After the campaign, I started hearing political operatives use “Swift boat” as shorthand for smears and lies about someone’s core character. It rankled me, because to all who served with distinction on those rivers, who risked their lives every day, and for the families of men like Don Droz who died on those rivers, it was horrific to think of their units and their divisions becoming a synonym for “to lie.”
The unavoidable fact was that August had knocked us on our butts. It began with the Swift boat assault and ended with the Republican convention. I needed to get off the mat and back into the fight.
• • •
“YOU CAN ASK a focus group whether they’d vote for a candidate who farts in public, and they’ll say no. It may st
ink, but it sure is effective at clearing the room. What voters tell a focus group they want and what works aren’t always the same thing.”
It was an observation from former president Clinton at his folksy best. He’d asked what the campaign’s polling showed about our best options fighting back against President Bush. The research showed that voters said they were turned off by negative campaigning and it would backfire. Only President Clinton could reduce that nonsense to one colorful expression. Howell Heflin, eat your heart out.
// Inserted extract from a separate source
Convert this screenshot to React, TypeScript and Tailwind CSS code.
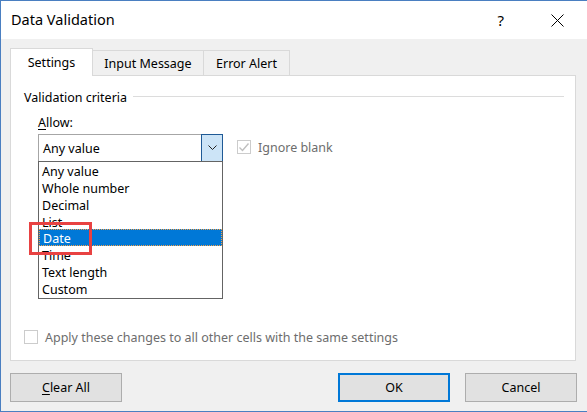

President Clinton was lying in bed in a New York hospital room, awaiting heart surgery to clear a blockage. I was lying on a hotel bed a thousand miles away looking for ways to clear what had become a blockage in my path to the presidency.
I’d called Clinton earlier in the day to wish him well as he entered the hospital, and we’d quickly ended up talking about the campaign. His love of politics was visceral. He generously offered to connect again later that night and even invited some of my campaign team to dial in as well and compare notes.
The polls confirmed what Clinton had said, not that we needed much reminder at this point. We were all wearing the scars of an August in which the airwaves and cable television had been chockablock full of lies about my military record, a month when the Republican convention crowds thought it was clever to wear purple camouflage Band-Aids on their cheeks to mock the severity of the wounds I received in Vietnam. It was amazing how low their party stooped. I had volunteered to go to Vietnam. Bush didn’t. Cheney didn’t. I didn’t control who shot when or where and what kind of wound I received. The same shrapnel that went into an arm or leg of any number of our crew could just as easily have penetrated the brain or an eye. It was stunning to see a party of a war of choice in Iraq mocking the consequences of combat. Politics had clearly entered a dark, new chapter.
The bottom was falling out in several states that had been competitive coming out of the Democratic convention. August had badly damaged our campaign. All the numbers were down. States like Missouri and Virginia, which we had fought so hard to make newly competitive, were falling fast, possibly irreparably. But most alarmingly, we were hemorrhaging in Ohio, Florida and places we needed to win the presidency.